§ WHAT THE EXERCISE ASKS: What is needed here is an exact copy of every entry.

§ DATA SUPPLIED:
— Start —

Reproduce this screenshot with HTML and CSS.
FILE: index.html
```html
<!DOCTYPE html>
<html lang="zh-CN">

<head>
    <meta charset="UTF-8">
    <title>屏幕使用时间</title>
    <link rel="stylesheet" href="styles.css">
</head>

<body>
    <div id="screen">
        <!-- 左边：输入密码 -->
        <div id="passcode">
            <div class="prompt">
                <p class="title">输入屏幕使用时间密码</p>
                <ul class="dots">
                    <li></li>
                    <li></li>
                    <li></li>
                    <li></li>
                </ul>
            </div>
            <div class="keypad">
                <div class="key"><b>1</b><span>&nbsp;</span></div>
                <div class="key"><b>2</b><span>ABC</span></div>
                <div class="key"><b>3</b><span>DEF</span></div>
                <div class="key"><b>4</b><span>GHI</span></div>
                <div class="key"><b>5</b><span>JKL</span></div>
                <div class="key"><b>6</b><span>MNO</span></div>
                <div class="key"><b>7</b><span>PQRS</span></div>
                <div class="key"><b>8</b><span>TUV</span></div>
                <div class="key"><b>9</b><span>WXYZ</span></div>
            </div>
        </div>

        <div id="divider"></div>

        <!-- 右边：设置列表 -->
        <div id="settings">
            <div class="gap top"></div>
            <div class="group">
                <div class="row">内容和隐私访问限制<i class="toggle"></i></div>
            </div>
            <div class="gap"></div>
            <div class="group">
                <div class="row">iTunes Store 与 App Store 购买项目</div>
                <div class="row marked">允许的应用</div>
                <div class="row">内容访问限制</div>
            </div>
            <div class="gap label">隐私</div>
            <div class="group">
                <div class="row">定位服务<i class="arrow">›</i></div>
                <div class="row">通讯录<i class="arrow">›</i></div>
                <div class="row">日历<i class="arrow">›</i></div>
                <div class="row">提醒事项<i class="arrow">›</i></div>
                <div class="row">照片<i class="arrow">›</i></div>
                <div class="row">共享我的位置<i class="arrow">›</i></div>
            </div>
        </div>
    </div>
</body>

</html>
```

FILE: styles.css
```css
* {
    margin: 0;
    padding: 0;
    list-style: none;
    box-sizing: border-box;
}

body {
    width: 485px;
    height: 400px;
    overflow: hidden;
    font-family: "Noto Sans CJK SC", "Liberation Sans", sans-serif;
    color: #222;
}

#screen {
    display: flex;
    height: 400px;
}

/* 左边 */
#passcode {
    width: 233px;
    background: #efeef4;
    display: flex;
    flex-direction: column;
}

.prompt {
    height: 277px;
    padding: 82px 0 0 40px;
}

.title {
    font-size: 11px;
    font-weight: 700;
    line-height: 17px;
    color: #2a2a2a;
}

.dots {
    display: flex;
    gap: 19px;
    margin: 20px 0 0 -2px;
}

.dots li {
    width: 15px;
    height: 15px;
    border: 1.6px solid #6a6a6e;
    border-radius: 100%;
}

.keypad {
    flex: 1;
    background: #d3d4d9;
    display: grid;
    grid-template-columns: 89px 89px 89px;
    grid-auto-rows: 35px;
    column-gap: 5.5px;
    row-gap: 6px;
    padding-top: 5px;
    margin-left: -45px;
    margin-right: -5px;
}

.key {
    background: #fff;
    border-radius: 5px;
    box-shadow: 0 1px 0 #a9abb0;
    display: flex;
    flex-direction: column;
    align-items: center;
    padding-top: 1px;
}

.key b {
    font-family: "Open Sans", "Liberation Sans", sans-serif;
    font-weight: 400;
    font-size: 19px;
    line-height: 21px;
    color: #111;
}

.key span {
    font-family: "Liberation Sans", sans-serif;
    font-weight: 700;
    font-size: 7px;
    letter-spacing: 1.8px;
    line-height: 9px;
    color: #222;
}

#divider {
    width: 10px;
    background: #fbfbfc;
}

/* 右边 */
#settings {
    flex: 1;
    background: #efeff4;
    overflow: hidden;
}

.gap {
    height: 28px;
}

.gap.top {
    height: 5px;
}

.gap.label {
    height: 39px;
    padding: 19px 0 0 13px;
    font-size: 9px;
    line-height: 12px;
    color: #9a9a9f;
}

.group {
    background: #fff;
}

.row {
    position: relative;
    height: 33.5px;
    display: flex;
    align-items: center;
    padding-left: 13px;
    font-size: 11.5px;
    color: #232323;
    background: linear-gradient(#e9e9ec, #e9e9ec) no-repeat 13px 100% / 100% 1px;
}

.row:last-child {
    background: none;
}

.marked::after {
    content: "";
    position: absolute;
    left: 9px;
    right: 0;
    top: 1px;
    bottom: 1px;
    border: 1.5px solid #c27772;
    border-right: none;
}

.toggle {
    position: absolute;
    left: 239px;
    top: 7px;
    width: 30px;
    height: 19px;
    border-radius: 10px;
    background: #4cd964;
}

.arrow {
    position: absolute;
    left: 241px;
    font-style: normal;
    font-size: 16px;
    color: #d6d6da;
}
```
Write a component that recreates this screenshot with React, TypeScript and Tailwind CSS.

— End —

§ RESPONSE TO THIS EXERCISE:
Reproduce this screenshot with HTML and CSS.
FILE: index.html
```html
<!DOCTYPE html>
<html lang="zh-CN">

<head>
    <meta charset="UTF-8">
    <title>屏幕使用时间</title>
    <link rel="stylesheet" href="styles.css">
</head>

<body>
    <div id="screen">
        <!-- 左边：输入密码 -->
        <div id="passcode">
            <div class="prompt">
                <p class="title">输入屏幕使用时间密码</p>
                <ul class="dots">
                    <li></li>
                    <li></li>
                    <li></li>
                    <li></li>
                </ul>
            </div>
            <div class="keypad">
                <div class="key"><b>1</b><span>&nbsp;</span></div>
                <div class="key"><b>2</b><span>ABC</span></div>
                <div class="key"><b>3</b><span>DEF</span></div>
                <div class="key"><b>4</b><span>GHI</span></div>
                <div class="key"><b>5</b><span>JKL</span></div>
                <div class="key"><b>6</b><span>MNO</span></div>
                <div class="key"><b>7</b><span>PQRS</span></div>
                <div class="key"><b>8</b><span>TUV</span></div>
                <div class="key"><b>9</b><span>WXYZ</span></div>
            </div>
        </div>

        <div id="divider"></div>

        <!-- 右边：设置列表 -->
        <div id="settings">
            <div class="gap top"></div>
            <div class="group">
                <div class="row">内容和隐私访问限制<i class="toggle"></i></div>
            </div>
            <div class="gap"></div>
            <div class="group">
                <div class="row">iTunes Store 与 App Store 购买项目</div>
                <div class="row marked">允许的应用</div>
                <div class="row">内容访问限制</div>
            </div>
            <div class="gap label">隐私</div>
            <div class="group">
                <div class="row">定位服务<i class="arrow">›</i></div>
                <div class="row">通讯录<i class="arrow">›</i></div>
                <div class="row">日历<i class="arrow">›</i></div>
                <div class="row">提醒事项<i class="arrow">›</i></div>
                <div class="row">照片<i class="arrow">›</i></div>
                <div class="row">共享我的位置<i class="arrow">›</i></div>
            </div>
        </div>
    </div>
</body>

</html>
```

FILE: styles.css
```css
* {
    margin: 0;
    padding: 0;
    list-style: none;
    box-sizing: border-box;
}

body {
    width: 485px;
    height: 400px;
    overflow: hidden;
    font-family: "Noto Sans CJK SC", "Liberation Sans", sans-serif;
    color: #222;
}

#screen {
    display: flex;
    height: 400px;
}

/* 左边 */
#passcode {
    width: 233px;
    background: #efeef4;
    display: flex;
    flex-direction: column;
}

.prompt {
    height: 277px;
    padding: 82px 0 0 40px;
}

.title {
    font-size: 11px;
    font-weight: 700;
    line-height: 17px;
    color: #2a2a2a;
}

.dots {
    display: flex;
    gap: 19px;
    margin: 20px 0 0 -2px;
}

.dots li {
    width: 15px;
    height: 15px;
    border: 1.6px solid #6a6a6e;
    border-radius: 100%;
}

.keypad {
    flex: 1;
    background: #d3d4d9;
    display: grid;
    grid-template-columns: 89px 89px 89px;
    grid-auto-rows: 35px;
    column-gap: 5.5px;
    row-gap: 6px;
    padding-top: 5px;
    margin-left: -45px;
    margin-right: -5px;
}

.key {
    background: #fff;
    border-radius: 5px;
    box-shadow: 0 1px 0 #a9abb0;
    display: flex;
    flex-direction: column;
    align-items: center;
    padding-top: 1px;
}

.key b {
    font-family: "Open Sans", "Liberation Sans", sans-serif;
    font-weight: 400;
    font-size: 19px;
    line-height: 21px;
    color: #111;
}

.key span {
    font-family: "Liberation Sans", sans-serif;
    font-weight: 700;
    font-size: 7px;
    letter-spacing: 1.8px;
    line-height: 9px;
    color: #222;
}

#divider {
    width: 10px;
    background: #fbfbfc;
}

/* 右边 */
#settings {
    flex: 1;
    background: #efeff4;
    overflow: hidden;
}

.gap {
    height: 28px;
}

.gap.top {
    height: 5px;
}

.gap.label {
    height: 39px;
    padding: 19px 0 0 13px;
    font-size: 9px;
    line-height: 12px;
    color: #9a9a9f;
}

.group {
    background: #fff;
}

.row {
    position: relative;
    height: 33.5px;
    display: flex;
    align-items: center;
    padding-left: 13px;
    font-size: 11.5px;
    color: #232323;
    background: linear-gradient(#e9e9ec, #e9e9ec) no-repeat 13px 100% / 100% 1px;
}

.row:last-child {
    background: none;
}

.marked::after {
    content: "";
    position: absolute;
    left: 9px;
    right: 0;
    top: 1px;
    bottom: 1px;
    border: 1.5px solid #c27772;
    border-right: none;
}

.toggle {
    position: absolute;
    left: 239px;
    top: 7px;
    width: 30px;
    height: 19px;
    border-radius: 10px;
    background: #4cd964;
}

.arrow {
    position: absolute;
    left: 241px;
    font-style: normal;
    font-size: 16px;
    color: #d6d6da;
}
```
Write a component that recreates this screenshot with React, TypeScript and Tailwind CSS.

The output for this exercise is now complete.